I love DIY projects, though I hardly ever finish any one I start; but circuit bending and out of the ordinary electronic instruments fascinate me. We have posted in the past articles about Leo Theremin, Clara Rockmore, 8 bit music and glitch, also a hacking manual with links to workshops to create electronic musical devices.
This time a want to introduce you to a project by Travis Feldman, an educator, inventor, and musician. He creates artful handmade electronic devices, and has been making electronic musical instruments and modifying his own home studio recording gear since 1999. He has taught courses on games, animation art, and literature at the University of Washington, Lewis & Clark College, and the Pembroke Hill School.
Now he has decided to leave his literature teaching life for something much closer to his personal passion: create electronic musical instruments. He is the creator of Molecule Synth.

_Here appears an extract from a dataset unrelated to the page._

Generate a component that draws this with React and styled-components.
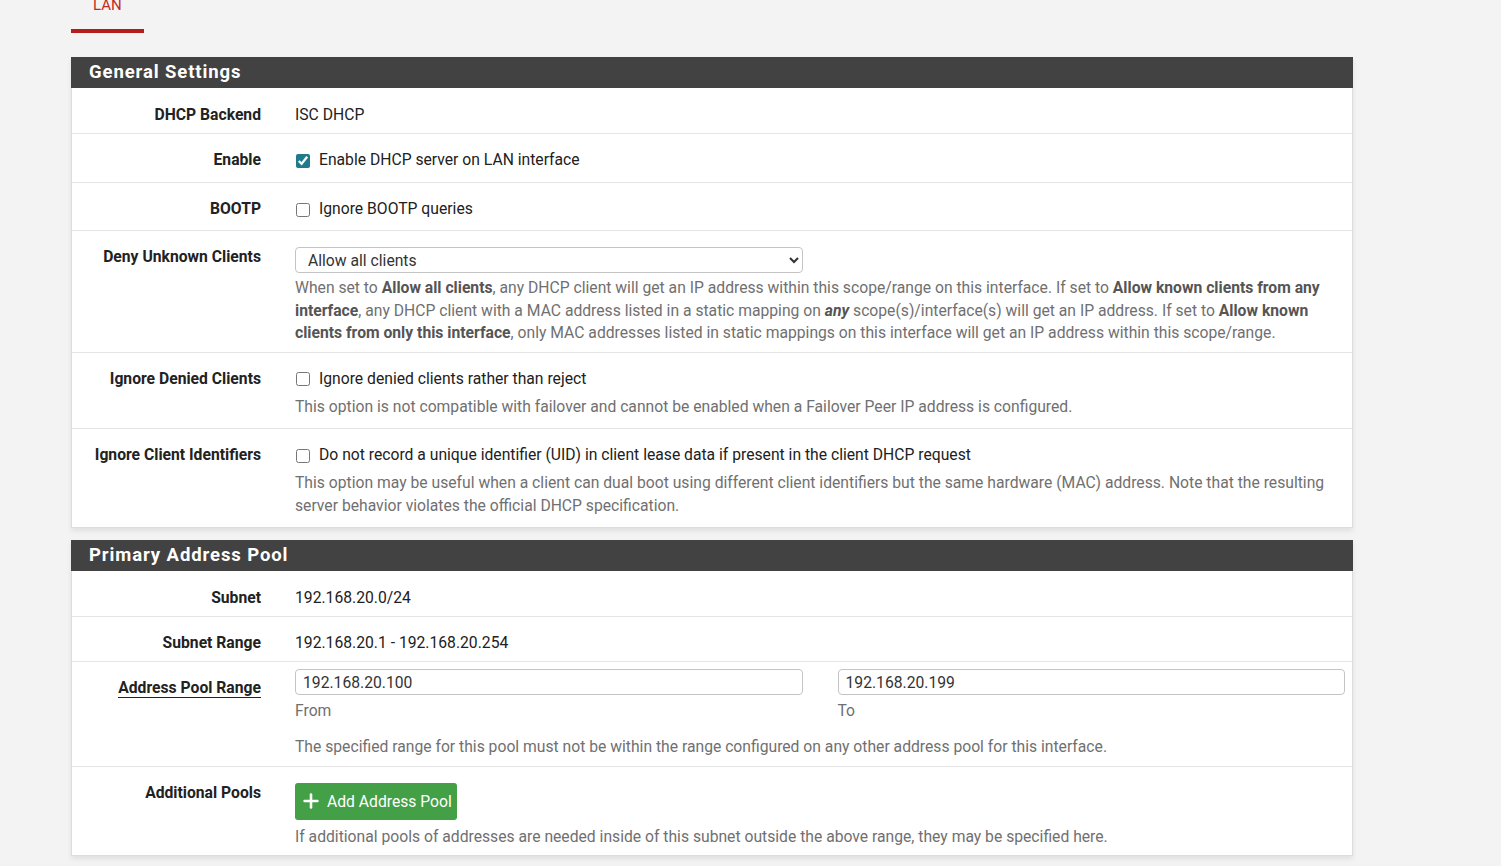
import React from "react";
import styled, { createGlobalStyle } from "styled-components";
import { Plus } from "lucide-react";

const GlobalStyle = createGlobalStyle`
  html, body {
    margin: 0;
    padding: 0;
    background: #f3f3f3;
    font-family: Roboto, "Liberation Sans", Arial, sans-serif;
    font-size: 15.7px;
    color: #212121;
  }
`;

const Page = styled.div`
  padding: 0 0 20px 71px;
  width: 1282px;
`;

const TabBar = styled.div`
  display: flex;
  margin-top: -6px;
  margin-bottom: 24px;
`;

const Tab = styled.div`
  padding: 0 22px 13px;
  line-height: 22px;
  font-size: 15px;
  color: #c62828;
  border-bottom: 4px solid #b71c1c;
`;

const Panel = styled.section`
  background: #fff;
  border: 1px solid #dcdcdc;
  border-top: none;
  box-shadow: 0 3px 5px rgba(0, 0, 0, 0.08);
  margin-bottom: 12px;
`;

const PanelHeader = styled.h2`
  margin: 0 -1px;
  height: 31px;
  line-height: 31px;
  padding: 0 18px;
  background: #424242;
  color: #fff;
  font-size: 18.5px;
  font-weight: 700;
  letter-spacing: 0.9px;
`;

const Row = styled.div`
  display: grid;
  grid-template-columns: 189px 1fr;
  column-gap: 34px;
  padding: 15px 7px 7px 0;
  border-top: 1px solid #e4e4e4;

  &:first-of-type {
    border-top: none;
    padding-top: 16px;
  }
`;

const Label = styled.div`
  text-align: right;
  font-weight: 700;
  line-height: 22px;
  color: #222;

  abbr {
    text-decoration: none;
    border-bottom: 1px solid #222;
    cursor: help;
  }
`;

const Value = styled.div`
  line-height: 22px;
  min-width: 0;
  margin-top: ${(p) => p.$shift || 0}px;
`;

const CheckLine = styled.label`
  display: flex;
  align-items: center;
  line-height: 22px;
  margin-bottom: ${(p) => (p.$last ? 3 : 4)}px;
  color: #212121;
`;

const Check = styled.input.attrs({ type: "checkbox" })`
  width: 14px;
  height: 14px;
  margin: 1px 9px 0 1px;
  accent-color: #1f7a8c;
`;

const Select = styled.select`
  display: block;
  width: 508px;
  height: 26px;
  margin-top: 1px;
  padding: 0 6px 0 8px;
  border: 1px solid #c4c4c4;
  border-radius: 4px;
  background: #fff;
  font-family: inherit;
  font-size: 15.7px;
  color: #333;
`;

const Help = styled.div`
  color: #707070;
  line-height: 22.5px;
  margin-top: ${(p) => (p.$afterCheck ? 6 : 4)}px;
  margin-bottom: ${(p) => (p.$afterCheck ? 3 : 0)}px;

  strong {
    color: #555;
  }
`;

const RangeGrid = styled.div`
  display: grid;
  grid-template-columns: 1fr 1fr;
  column-gap: 35px;
`;

const TextInput = styled.input`
  display: block;
  box-sizing: border-box;
  width: 100%;
  height: 26px;
  padding: 0 7px;
  border: 1px solid #c4c4c4;
  border-radius: 4px;
  font-family: inherit;
  font-size: 15.7px;
  color: #333;
`;

const Caption = styled.div`
  color: #707070;
  line-height: 22px;
  margin-top: 5px;
`;

const RangeHelp = styled(Help)`
  margin-top: 14px;
`;

const AddButton = styled.button`
  display: inline-flex;
  align-items: center;
  gap: 5px;
  height: 37px;
  margin-top: 1px;
  padding: 0 5px 0 5px;
  border: none;
  border-radius: 3px;
  background: #43a047;
  color: #fff;
  font-family: inherit;
  font-size: 15.7px;
  cursor: pointer;
`;

const ButtonHelp = styled(Help)`
  margin-top: 6px;
`;

export default function App() {
  return (
    <>
      <GlobalStyle />
      <Page>
        <TabBar>
          <Tab>LAN</Tab>
        </TabBar>

        <Panel>
          <PanelHeader>General Settings</PanelHeader>
          <Row>
            <Label>DHCP Backend</Label>
            <Value>ISC DHCP</Value>
          </Row>
          <Row>
            <Label>Enable</Label>
            <Value>
              <CheckLine>
                <Check defaultChecked />
                Enable DHCP server on LAN interface
              </CheckLine>
            </Value>
          </Row>
          <Row>
            <Label>BOOTP</Label>
            <Value>
              <CheckLine $last>
                <Check />
                Ignore BOOTP queries
              </CheckLine>
            </Value>
          </Row>
          <Row>
            <Label>Deny Unknown Clients</Label>
            <Value>
              <Select defaultValue="allow">
                <option value="allow">Allow all clients</option>
                <option value="any">Allow known clients from any interface</option>
                <option value="this">Allow known clients from only this interface</option>
              </Select>
              <Help>
                When set to <strong>Allow all clients</strong>, any DHCP client will get an IP
                address within this scope/range on this interface. If set to{" "}
                <strong>Allow known clients from any interface</strong>, any DHCP client with a
                MAC address listed in a static mapping on{" "}
                <strong>
                  <em>any</em>
                </strong>{" "}
                scope(s)/interface(s) will get an IP address. If set to{" "}
                <strong>Allow known clients from only this interface</strong>, only MAC addresses
                listed in static mappings on this interface will get an IP address within this
                scope/range.
              </Help>
            </Value>
          </Row>
          <Row>
            <Label>Ignore Denied Clients</Label>
            <Value>
              <CheckLine>
                <Check />
                Ignore denied clients rather than reject
              </CheckLine>
              <Help $afterCheck>
                This option is not compatible with failover and cannot be enabled when a Failover
                Peer IP address is configured.
              </Help>
            </Value>
          </Row>
          <Row>
            <Label>Ignore Client Identifiers</Label>
            <Value>
              <CheckLine>
                <Check />
                Do not record a unique identifier (UID) in client lease data if present in the
                client DHCP request
              </CheckLine>
              <Help $afterCheck>
                This option may be useful when a client can dual boot using different client
                identifiers but the same hardware (MAC) address. Note that the resulting server
                behavior violates the official DHCP specification.
              </Help>
            </Value>
          </Row>
        </Panel>

        <Panel>
          <PanelHeader>Primary Address Pool</PanelHeader>
          <Row>
            <Label>Subnet</Label>
            <Value>192.168.20.0/24</Value>
          </Row>
          <Row>
            <Label>Subnet Range</Label>
            <Value>192.168.20.1 - 192.168.20.254</Value>
          </Row>
          <Row>
            <Label>
              <abbr title="The range of addresses handed out by this pool">Address Pool Range</abbr>
            </Label>
            <Value $shift={-8}>
              <RangeGrid>
                <div>
                  <TextInput defaultValue="192.168.20.100" />
                  <Caption>From</Caption>
                </div>
                <div>
                  <TextInput defaultValue="192.168.20.199" />
                  <Caption>To</Caption>
                </div>
              </RangeGrid>
              <RangeHelp>
                The specified range for this pool must not be within the range configured on any
                other address pool for this interface.
              </RangeHelp>
            </Value>
          </Row>
          <Row>
            <Label>Additional Pools</Label>
            <Value>
              <AddButton type="button">
                <Plus size={22} strokeWidth={2.8} />
                Add Address Pool
              </AddButton>
              <ButtonHelp>
                If additional pools of addresses are needed inside of this subnet outside the above
                range, they may be specified here.
              </ButtonHelp>
            </Value>
          </Row>
        </Panel>
      </Page>
    </>
  );
}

The Molecule Synth is a unique, utterly new kind of musical instrument. It offers the elemental components of a traditional keyboard synthesizer — a speaker & amp, a sound generator, and a pitch controller — but presents those elements as pieces that you arrange (and rearrange!) in various combinations to create your own musical device. The Molecule Synth is designed to be intuitive to use: each of its hexagonal pieces is color-coded to indicate what that piece is and does, and each piece is marked to show how it connects to other pieces. With these building blocks, you choose how to configure your instrument, and, later, you can move the pieces and configure an entirely new instrument!
Molecule Synth should become what he describes as the addition of Lego + Synths and Physical Electronic… a “wild” synth experience that should enrich if not overpass whichever sounds that come out of traditional keyboards.